◆ What you will do:
Wherever a line holds the word "TypeScript", copy that line out.

◆ Provided information:
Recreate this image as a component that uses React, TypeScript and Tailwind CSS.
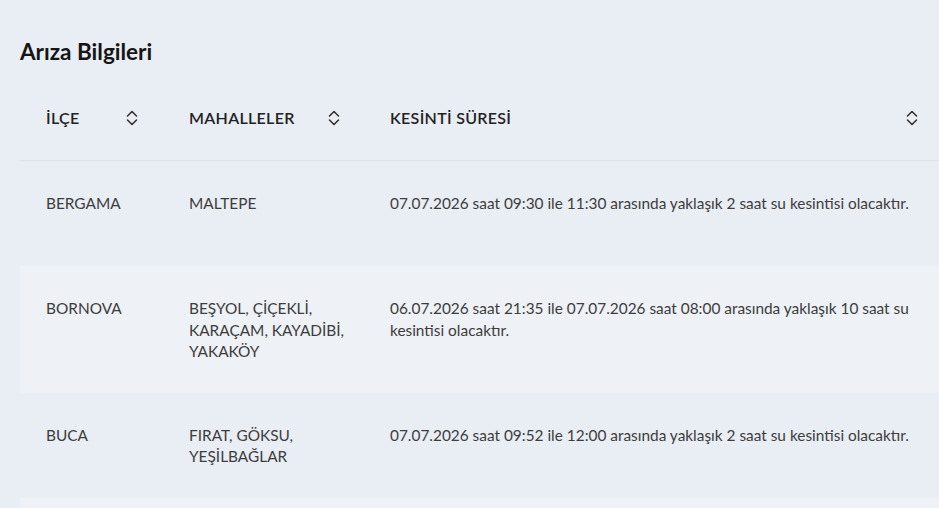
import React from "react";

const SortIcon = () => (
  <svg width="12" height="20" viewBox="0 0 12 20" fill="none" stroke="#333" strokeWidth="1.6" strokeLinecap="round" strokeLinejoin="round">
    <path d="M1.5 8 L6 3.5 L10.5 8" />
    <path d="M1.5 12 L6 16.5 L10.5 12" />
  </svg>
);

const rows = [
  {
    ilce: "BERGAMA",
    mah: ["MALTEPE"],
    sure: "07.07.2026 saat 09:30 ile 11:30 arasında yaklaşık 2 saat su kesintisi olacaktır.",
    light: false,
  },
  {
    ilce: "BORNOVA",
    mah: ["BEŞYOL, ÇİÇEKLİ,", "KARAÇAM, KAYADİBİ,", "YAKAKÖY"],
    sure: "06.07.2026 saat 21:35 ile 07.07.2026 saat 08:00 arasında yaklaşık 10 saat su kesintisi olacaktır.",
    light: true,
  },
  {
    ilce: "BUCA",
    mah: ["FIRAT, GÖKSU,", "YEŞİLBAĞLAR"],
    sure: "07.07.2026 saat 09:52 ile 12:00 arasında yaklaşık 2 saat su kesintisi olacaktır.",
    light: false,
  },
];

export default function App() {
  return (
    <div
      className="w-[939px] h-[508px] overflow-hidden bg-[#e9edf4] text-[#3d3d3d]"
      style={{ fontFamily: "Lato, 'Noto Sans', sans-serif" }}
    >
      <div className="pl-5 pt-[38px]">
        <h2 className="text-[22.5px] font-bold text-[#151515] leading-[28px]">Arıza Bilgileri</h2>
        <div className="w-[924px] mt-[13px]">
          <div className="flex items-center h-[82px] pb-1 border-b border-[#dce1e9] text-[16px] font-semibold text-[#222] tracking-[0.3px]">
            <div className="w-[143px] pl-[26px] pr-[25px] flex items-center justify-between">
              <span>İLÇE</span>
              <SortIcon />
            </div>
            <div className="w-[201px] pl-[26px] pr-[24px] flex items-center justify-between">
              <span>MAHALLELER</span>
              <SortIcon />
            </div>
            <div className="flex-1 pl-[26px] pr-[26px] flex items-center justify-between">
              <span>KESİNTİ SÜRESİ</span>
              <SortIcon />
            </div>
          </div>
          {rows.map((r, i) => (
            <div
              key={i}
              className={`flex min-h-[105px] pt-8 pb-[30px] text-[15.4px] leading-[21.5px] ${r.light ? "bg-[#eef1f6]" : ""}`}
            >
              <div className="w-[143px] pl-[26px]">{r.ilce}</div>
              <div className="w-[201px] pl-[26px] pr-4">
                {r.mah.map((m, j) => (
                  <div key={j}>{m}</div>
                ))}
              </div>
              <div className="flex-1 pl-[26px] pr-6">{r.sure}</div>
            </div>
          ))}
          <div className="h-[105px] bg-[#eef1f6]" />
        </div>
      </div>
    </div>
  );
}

...

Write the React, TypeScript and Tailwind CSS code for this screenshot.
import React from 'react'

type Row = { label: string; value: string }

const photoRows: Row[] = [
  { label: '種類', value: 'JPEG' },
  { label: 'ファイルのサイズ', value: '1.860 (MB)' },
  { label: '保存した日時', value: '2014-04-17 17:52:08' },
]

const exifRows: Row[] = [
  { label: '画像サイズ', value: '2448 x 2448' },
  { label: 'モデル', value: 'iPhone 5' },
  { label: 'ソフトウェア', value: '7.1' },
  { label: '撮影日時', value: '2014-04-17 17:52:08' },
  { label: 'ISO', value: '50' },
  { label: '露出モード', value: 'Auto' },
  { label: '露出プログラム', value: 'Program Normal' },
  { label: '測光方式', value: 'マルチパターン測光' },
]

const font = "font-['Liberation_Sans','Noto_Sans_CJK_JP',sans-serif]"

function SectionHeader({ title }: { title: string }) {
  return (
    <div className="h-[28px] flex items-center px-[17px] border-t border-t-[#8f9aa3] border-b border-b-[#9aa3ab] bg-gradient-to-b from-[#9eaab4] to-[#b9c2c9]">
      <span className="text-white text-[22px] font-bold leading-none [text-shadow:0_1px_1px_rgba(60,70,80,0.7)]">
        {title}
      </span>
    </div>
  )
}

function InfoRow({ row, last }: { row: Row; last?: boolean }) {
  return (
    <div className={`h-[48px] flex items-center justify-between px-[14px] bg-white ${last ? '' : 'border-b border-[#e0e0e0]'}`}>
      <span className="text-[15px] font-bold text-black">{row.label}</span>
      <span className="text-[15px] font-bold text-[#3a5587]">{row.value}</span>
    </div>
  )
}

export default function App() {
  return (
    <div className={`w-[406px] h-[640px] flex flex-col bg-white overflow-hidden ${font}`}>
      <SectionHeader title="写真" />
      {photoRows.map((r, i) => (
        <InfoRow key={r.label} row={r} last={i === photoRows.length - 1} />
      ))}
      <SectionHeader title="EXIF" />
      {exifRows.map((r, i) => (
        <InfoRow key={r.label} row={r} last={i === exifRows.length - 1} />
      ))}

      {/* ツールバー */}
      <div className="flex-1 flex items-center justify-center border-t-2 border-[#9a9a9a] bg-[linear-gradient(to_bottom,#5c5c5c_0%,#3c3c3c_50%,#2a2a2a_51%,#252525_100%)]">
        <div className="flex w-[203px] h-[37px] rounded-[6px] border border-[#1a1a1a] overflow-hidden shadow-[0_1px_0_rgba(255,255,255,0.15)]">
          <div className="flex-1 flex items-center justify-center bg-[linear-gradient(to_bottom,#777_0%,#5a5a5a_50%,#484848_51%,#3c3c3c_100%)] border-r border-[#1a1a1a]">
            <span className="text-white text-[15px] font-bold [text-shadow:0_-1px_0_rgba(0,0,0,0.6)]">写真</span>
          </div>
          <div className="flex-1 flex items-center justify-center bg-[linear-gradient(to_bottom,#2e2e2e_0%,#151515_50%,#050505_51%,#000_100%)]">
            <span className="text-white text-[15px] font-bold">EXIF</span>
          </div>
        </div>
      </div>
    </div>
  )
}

==

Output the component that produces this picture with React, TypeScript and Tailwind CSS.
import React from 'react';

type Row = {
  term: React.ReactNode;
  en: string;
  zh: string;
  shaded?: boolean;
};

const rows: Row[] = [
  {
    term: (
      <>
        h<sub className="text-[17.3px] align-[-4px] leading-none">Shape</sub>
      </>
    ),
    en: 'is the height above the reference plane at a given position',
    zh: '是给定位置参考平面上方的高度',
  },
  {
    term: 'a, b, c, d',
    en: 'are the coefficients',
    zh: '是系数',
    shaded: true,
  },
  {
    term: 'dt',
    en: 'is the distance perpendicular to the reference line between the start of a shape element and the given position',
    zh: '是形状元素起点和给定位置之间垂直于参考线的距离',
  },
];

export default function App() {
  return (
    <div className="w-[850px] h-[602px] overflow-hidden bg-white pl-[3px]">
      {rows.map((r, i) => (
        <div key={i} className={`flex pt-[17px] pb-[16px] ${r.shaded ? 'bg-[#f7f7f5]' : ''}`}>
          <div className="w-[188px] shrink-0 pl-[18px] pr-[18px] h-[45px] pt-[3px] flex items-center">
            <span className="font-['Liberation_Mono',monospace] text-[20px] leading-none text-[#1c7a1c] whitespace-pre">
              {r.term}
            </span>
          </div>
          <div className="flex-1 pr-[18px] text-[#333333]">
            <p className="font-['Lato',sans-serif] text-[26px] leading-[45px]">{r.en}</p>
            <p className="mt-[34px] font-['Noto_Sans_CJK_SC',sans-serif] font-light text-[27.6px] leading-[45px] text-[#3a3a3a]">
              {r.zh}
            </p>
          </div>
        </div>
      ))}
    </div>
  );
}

◆ Answer to this task:
Recreate this image as a component that uses React, TypeScript and Tailwind CSS.
Write the React, TypeScript and Tailwind CSS code for this screenshot.
Output the component that produces this picture with React, TypeScript and Tailwind CSS.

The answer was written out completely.